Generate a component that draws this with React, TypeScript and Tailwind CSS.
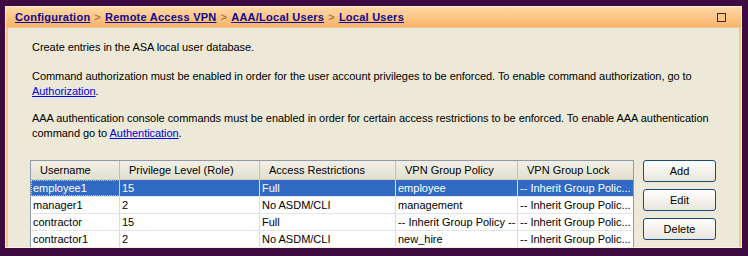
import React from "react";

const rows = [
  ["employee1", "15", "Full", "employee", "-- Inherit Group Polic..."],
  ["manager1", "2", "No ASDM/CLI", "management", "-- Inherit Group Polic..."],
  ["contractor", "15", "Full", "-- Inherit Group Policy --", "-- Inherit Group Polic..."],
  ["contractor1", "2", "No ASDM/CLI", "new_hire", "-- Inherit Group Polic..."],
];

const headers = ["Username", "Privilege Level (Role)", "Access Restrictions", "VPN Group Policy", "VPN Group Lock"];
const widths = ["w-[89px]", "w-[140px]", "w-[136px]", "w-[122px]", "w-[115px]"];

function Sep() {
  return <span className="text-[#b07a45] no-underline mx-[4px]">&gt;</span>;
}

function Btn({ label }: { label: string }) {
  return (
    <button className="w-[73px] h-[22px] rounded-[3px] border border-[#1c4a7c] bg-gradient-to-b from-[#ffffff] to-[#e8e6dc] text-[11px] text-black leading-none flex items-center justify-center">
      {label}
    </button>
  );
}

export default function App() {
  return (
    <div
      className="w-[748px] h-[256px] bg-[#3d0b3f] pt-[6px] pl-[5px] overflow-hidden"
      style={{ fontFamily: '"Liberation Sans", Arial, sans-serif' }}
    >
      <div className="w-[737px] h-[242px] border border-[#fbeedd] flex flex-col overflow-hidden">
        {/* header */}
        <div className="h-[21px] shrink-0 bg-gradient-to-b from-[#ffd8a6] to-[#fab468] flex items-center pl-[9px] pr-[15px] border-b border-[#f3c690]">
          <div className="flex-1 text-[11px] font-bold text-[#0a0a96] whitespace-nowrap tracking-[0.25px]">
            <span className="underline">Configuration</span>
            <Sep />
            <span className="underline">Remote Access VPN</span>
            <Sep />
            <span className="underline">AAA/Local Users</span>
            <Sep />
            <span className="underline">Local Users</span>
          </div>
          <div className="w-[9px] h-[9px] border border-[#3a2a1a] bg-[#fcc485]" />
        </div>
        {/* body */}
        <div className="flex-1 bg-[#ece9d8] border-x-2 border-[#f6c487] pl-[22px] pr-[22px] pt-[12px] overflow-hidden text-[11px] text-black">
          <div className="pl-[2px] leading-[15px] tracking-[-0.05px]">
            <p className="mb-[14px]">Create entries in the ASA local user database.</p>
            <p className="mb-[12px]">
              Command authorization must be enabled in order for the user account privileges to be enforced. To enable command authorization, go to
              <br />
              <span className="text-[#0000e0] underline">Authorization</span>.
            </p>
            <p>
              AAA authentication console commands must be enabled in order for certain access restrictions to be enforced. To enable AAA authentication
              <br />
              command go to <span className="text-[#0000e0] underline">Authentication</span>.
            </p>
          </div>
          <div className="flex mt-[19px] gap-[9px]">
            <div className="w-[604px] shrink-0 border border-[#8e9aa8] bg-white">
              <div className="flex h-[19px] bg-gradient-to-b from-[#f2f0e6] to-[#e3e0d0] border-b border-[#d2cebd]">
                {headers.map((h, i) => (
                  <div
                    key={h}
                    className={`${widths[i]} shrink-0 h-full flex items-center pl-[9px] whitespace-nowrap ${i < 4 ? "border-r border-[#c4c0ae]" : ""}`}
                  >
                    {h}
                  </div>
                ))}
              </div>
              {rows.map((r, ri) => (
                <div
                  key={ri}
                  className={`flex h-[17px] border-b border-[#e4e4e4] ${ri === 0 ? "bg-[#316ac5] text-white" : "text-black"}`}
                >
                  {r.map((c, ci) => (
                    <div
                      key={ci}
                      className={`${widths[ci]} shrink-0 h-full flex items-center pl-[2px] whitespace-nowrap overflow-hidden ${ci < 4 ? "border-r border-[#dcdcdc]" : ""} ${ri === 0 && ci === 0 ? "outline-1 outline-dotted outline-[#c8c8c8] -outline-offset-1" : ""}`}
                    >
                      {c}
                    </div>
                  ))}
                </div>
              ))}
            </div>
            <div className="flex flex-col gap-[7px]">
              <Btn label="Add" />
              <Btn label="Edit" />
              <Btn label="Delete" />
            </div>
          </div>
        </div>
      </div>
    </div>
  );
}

■ Given problem ■
Transcribe all of the material exactly, leaving out whatever pictures it contains.

■ Result ■
Generate a component that draws this with React, TypeScript and Tailwind CSS.
import React from "react";

const rows = [
  ["employee1", "15", "Full", "employee", "-- Inherit Group Polic..."],
  ["manager1", "2", "No ASDM/CLI", "management", "-- Inherit Group Polic..."],
  ["contractor", "15", "Full", "-- Inherit Group Policy --", "-- Inherit Group Polic..."],
  ["contractor1", "2", "No ASDM/CLI", "new_hire", "-- Inherit Group Polic..."],
];

const headers = ["Username", "Privilege Level (Role)", "Access Restrictions", "VPN Group Policy", "VPN Group Lock"];
const widths = ["w-[89px]", "w-[140px]", "w-[136px]", "w-[122px]", "w-[115px]"];

function Sep() {
  return <span className="text-[#b07a45] no-underline mx-[4px]">&gt;</span>;
}

function Btn({ label }: { label: string }) {
  return (
    <button className="w-[73px] h-[22px] rounded-[3px] border border-[#1c4a7c] bg-gradient-to-b from-[#ffffff] to-[#e8e6dc] text-[11px] text-black leading-none flex items-center justify-center">
      {label}
    </button>
  );
}

export default function App() {
  return (
    <div
      className="w-[748px] h-[256px] bg-[#3d0b3f] pt-[6px] pl-[5px] overflow-hidden"
      style={{ fontFamily: '"Liberation Sans", Arial, sans-serif' }}
    >
      <div className="w-[737px] h-[242px] border border-[#fbeedd] flex flex-col overflow-hidden">
        {/* header */}
        <div className="h-[21px] shrink-0 bg-gradient-to-b from-[#ffd8a6] to-[#fab468] flex items-center pl-[9px] pr-[15px] border-b border-[#f3c690]">
          <div className="flex-1 text-[11px] font-bold text-[#0a0a96] whitespace-nowrap tracking-[0.25px]">
            <span className="underline">Configuration</span>
            <Sep />
            <span className="underline">Remote Access VPN</span>
            <Sep />
            <span className="underline">AAA/Local Users</span>
            <Sep />
            <span className="underline">Local Users</span>
          </div>
          <div className="w-[9px] h-[9px] border border-[#3a2a1a] bg-[#fcc485]" />
        </div>
        {/* body */}
        <div className="flex-1 bg-[#ece9d8] border-x-2 border-[#f6c487] pl-[22px] pr-[22px] pt-[12px] overflow-hidden text-[11px] text-black">
          <div className="pl-[2px] leading-[15px] tracking-[-0.05px]">
            <p className="mb-[14px]">Create entries in the ASA local user database.</p>
            <p className="mb-[12px]">
              Command authorization must be enabled in order for the user account privileges to be enforced. To enable command authorization, go to
              <br />
              <span className="text-[#0000e0] underline">Authorization</span>.
            </p>
            <p>
              AAA authentication console commands must be enabled in order for certain access restrictions to be enforced. To enable AAA authentication
              <br />
              command go to <span className="text-[#0000e0] underline">Authentication</span>.
            </p>
          </div>
          <div className="flex mt-[19px] gap-[9px]">
            <div className="w-[604px] shrink-0 border border-[#8e9aa8] bg-white">
              <div className="flex h-[19px] bg-gradient-to-b from-[#f2f0e6] to-[#e3e0d0] border-b border-[#d2cebd]">
                {headers.map((h, i) => (
                  <div
                    key={h}
                    className={`${widths[i]} shrink-0 h-full flex items-center pl-[9px] whitespace-nowrap ${i < 4 ? "border-r border-[#c4c0ae]" : ""}`}
                  >
                    {h}
                  </div>
                ))}
              </div>
              {rows.map((r, ri) => (
                <div
                  key={ri}
                  className={`flex h-[17px] border-b border-[#e4e4e4] ${ri === 0 ? "bg-[#316ac5] text-white" : "text-black"}`}
                >
                  {r.map((c, ci) => (
                    <div
                      key={ci}
                      className={`${widths[ci]} shrink-0 h-full flex items-center pl-[2px] whitespace-nowrap overflow-hidden ${ci < 4 ? "border-r border-[#dcdcdc]" : ""} ${ri === 0 && ci === 0 ? "outline-1 outline-dotted outline-[#c8c8c8] -outline-offset-1" : ""}`}
                    >
                      {c}
                    </div>
                  ))}
                </div>
              ))}
            </div>
            <div className="flex flex-col gap-[7px]">
              <Btn label="Add" />
              <Btn label="Edit" />
              <Btn label="Delete" />
            </div>
          </div>
        </div>
      </div>
    </div>
  );
}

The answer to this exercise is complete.